SHORT TASK — With the images removed, repeat the data below exactly.

AVAILABLE RECORDS —
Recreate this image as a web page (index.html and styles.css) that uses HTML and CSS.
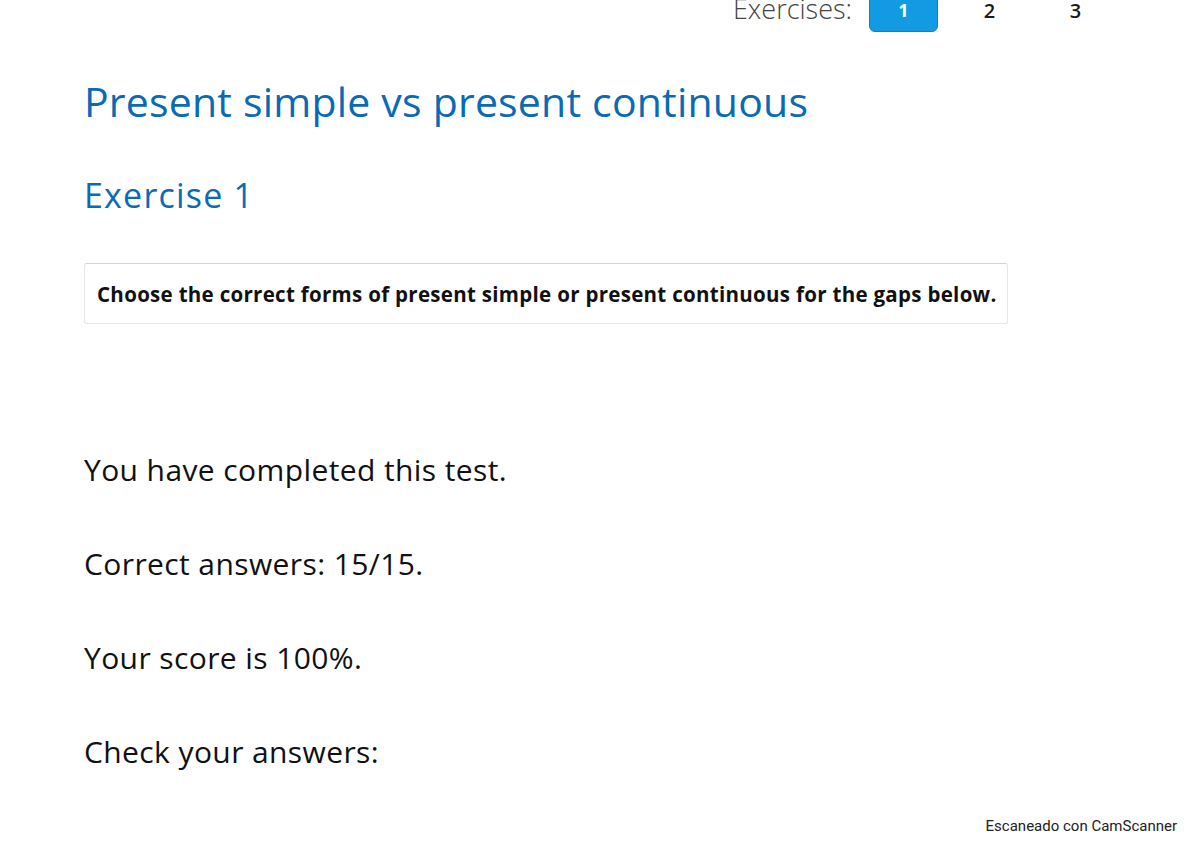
FILE: index.html
```html
<!DOCTYPE html>
<html lang="en">
<head>
<meta charset="utf-8">
<title>Present simple vs present continuous</title>
<link rel="stylesheet" href="styles.css">
</head>
<body>
<div class="page">
  <header class="exnav">
    <span class="exnav-label">Exercises:</span>
    <a class="exnav-item active">1</a>
    <a class="exnav-item">2</a>
    <a class="exnav-item">3</a>
  </header>
  <main class="content">
    <h1 class="title">Present simple vs present continuous</h1>
    <h2 class="subtitle">Exercise 1</h2>
    <div class="instructions">Choose the correct forms of present simple or present continuous for the gaps below.</div>
    <div class="results">
      <p class="result-line">You have completed this test.</p>
      <p class="result-line">Correct answers: 15/15.</p>
      <p class="result-line">Your score is 100%.</p>
      <p class="result-line">Check your answers:</p>
    </div>
  </main>
  <footer class="watermark">Escaneado con CamScanner</footer>
</div>
</body>
</html>
```
FILE: styles.css
```css
html, body {
  margin: 0;
  padding: 0;
  background: #ffffff;
}
body {
  font-family: "Open Sans", "Liberation Sans", sans-serif;
  color: #111111;
  overflow: hidden;
}
.page {
  width: 1200px;
  height: 848px;
  overflow: hidden;
}
.exnav {
  display: flex;
  justify-content: flex-end;
  align-items: center;
  gap: 17px;
  height: 46px;
  margin-top: -14px;
  padding-right: 90px;
}
.exnav-label {
  font-size: 27px;
  font-weight: 300;
  color: #444444;
  line-height: 40px;
}
.exnav-item {
  width: 69px;
  height: 46px;
  box-sizing: border-box;
  display: flex;
  align-items: center;
  justify-content: center;
  padding-top: 2px;
  font-size: 20px;
  font-weight: 600;
  color: #1a1a1a;
}
.exnav-item.active {
  background: #129be2;
  border: 1px solid #0c82c6;
  border-radius: 6px;
  color: #ffffff;
  font-size: 18px;
  font-weight: 700;
}
.content {
  padding-left: 84px;
}
.title {
  margin: 45px 0 0 0;
  font-size: 41px;
  line-height: 48px;
  font-weight: 400;
  letter-spacing: 0.2px;
  color: #0a6ab4;
}
.subtitle {
  margin: 50px 0 0 0;
  font-size: 34px;
  line-height: 40px;
  font-weight: 400;
  letter-spacing: 1.2px;
  color: #0a6ab4;
}
.instructions {
  margin-top: 48px;
  width: 924px;
  height: 61px;
  box-sizing: border-box;
  border: 1px solid #e6e6e6;
  border-top-color: #d4d4d4;
  border-radius: 3px;
  padding: 0 12px;
  display: flex;
  align-items: center;
  font-size: 20.5px;
  font-weight: 700;
  letter-spacing: 0.3px;
  color: #111111;
  white-space: nowrap;
}
.results {
  margin-top: 126px;
  display: flex;
  flex-direction: column;
  gap: 54px;
}
.result-line {
  margin: 0;
  font-size: 30px;
  line-height: 40px;
  letter-spacing: 0.4px;
  color: #111111;
}
.watermark {
  margin-top: 44px;
  padding-right: 23px;
  text-align: right;
  font-family: Roboto, "Liberation Sans", sans-serif;
  font-size: 15px;
  line-height: 20px;
  color: #222222;
}
```
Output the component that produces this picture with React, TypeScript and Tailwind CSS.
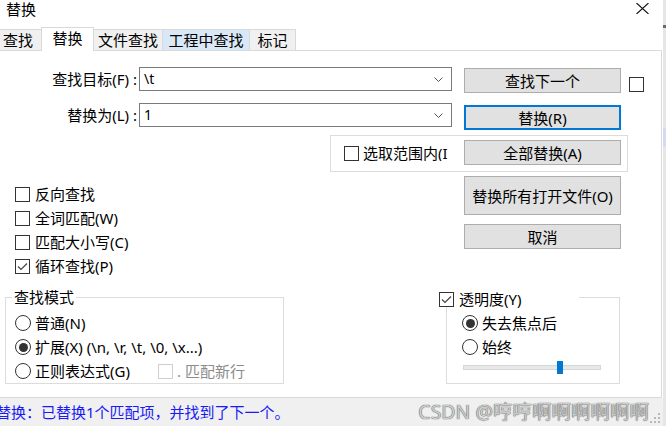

TASK ANSWER —
Recreate this image as a web page (index.html and styles.css) that uses HTML and CSS.
FILE: index.html
```html
<!DOCTYPE html>
<html lang="en">
<head>
<meta charset="utf-8">
<title>Present simple vs present continuous</title>
<link rel="stylesheet" href="styles.css">
</head>
<body>
<div class="page">
  <header class="exnav">
    <span class="exnav-label">Exercises:</span>
    <a class="exnav-item active">1</a>
    <a class="exnav-item">2</a>
    <a class="exnav-item">3</a>
  </header>
  <main class="content">
    <h1 class="title">Present simple vs present continuous</h1>
    <h2 class="subtitle">Exercise 1</h2>
    <div class="instructions">Choose the correct forms of present simple or present continuous for the gaps below.</div>
    <div class="results">
      <p class="result-line">You have completed this test.</p>
      <p class="result-line">Correct answers: 15/15.</p>
      <p class="result-line">Your score is 100%.</p>
      <p class="result-line">Check your answers:</p>
    </div>
  </main>
  <footer class="watermark">Escaneado con CamScanner</footer>
</div>
</body>
</html>
```
FILE: styles.css
```css
html, body {
  margin: 0;
  padding: 0;
  background: #ffffff;
}
body {
  font-family: "Open Sans", "Liberation Sans", sans-serif;
  color: #111111;
  overflow: hidden;
}
.page {
  width: 1200px;
  height: 848px;
  overflow: hidden;
}
.exnav {
  display: flex;
  justify-content: flex-end;
  align-items: center;
  gap: 17px;
  height: 46px;
  margin-top: -14px;
  padding-right: 90px;
}
.exnav-label {
  font-size: 27px;
  font-weight: 300;
  color: #444444;
  line-height: 40px;
}
.exnav-item {
  width: 69px;
  height: 46px;
  box-sizing: border-box;
  display: flex;
  align-items: center;
  justify-content: center;
  padding-top: 2px;
  font-size: 20px;
  font-weight: 600;
  color: #1a1a1a;
}
.exnav-item.active {
  background: #129be2;
  border: 1px solid #0c82c6;
  border-radius: 6px;
  color: #ffffff;
  font-size: 18px;
  font-weight: 700;
}
.content {
  padding-left: 84px;
}
.title {
  margin: 45px 0 0 0;
  font-size: 41px;
  line-height: 48px;
  font-weight: 400;
  letter-spacing: 0.2px;
  color: #0a6ab4;
}
.subtitle {
  margin: 50px 0 0 0;
  font-size: 34px;
  line-height: 40px;
  font-weight: 400;
  letter-spacing: 1.2px;
  color: #0a6ab4;
}
.instructions {
  margin-top: 48px;
  width: 924px;
  height: 61px;
  box-sizing: border-box;
  border: 1px solid #e6e6e6;
  border-top-color: #d4d4d4;
  border-radius: 3px;
  padding: 0 12px;
  display: flex;
  align-items: center;
  font-size: 20.5px;
  font-weight: 700;
  letter-spacing: 0.3px;
  color: #111111;
  white-space: nowrap;
}
.results {
  margin-top: 126px;
  display: flex;
  flex-direction: column;
  gap: 54px;
}
.result-line {
  margin: 0;
  font-size: 30px;
  line-height: 40px;
  letter-spacing: 0.4px;
  color: #111111;
}
.watermark {
  margin-top: 44px;
  padding-right: 23px;
  text-align: right;
  font-family: Roboto, "Liberation Sans", sans-serif;
  font-size: 15px;
  line-height: 20px;
  color: #222222;
}
```
Output the component that produces this picture with React, TypeScript and Tailwind CSS.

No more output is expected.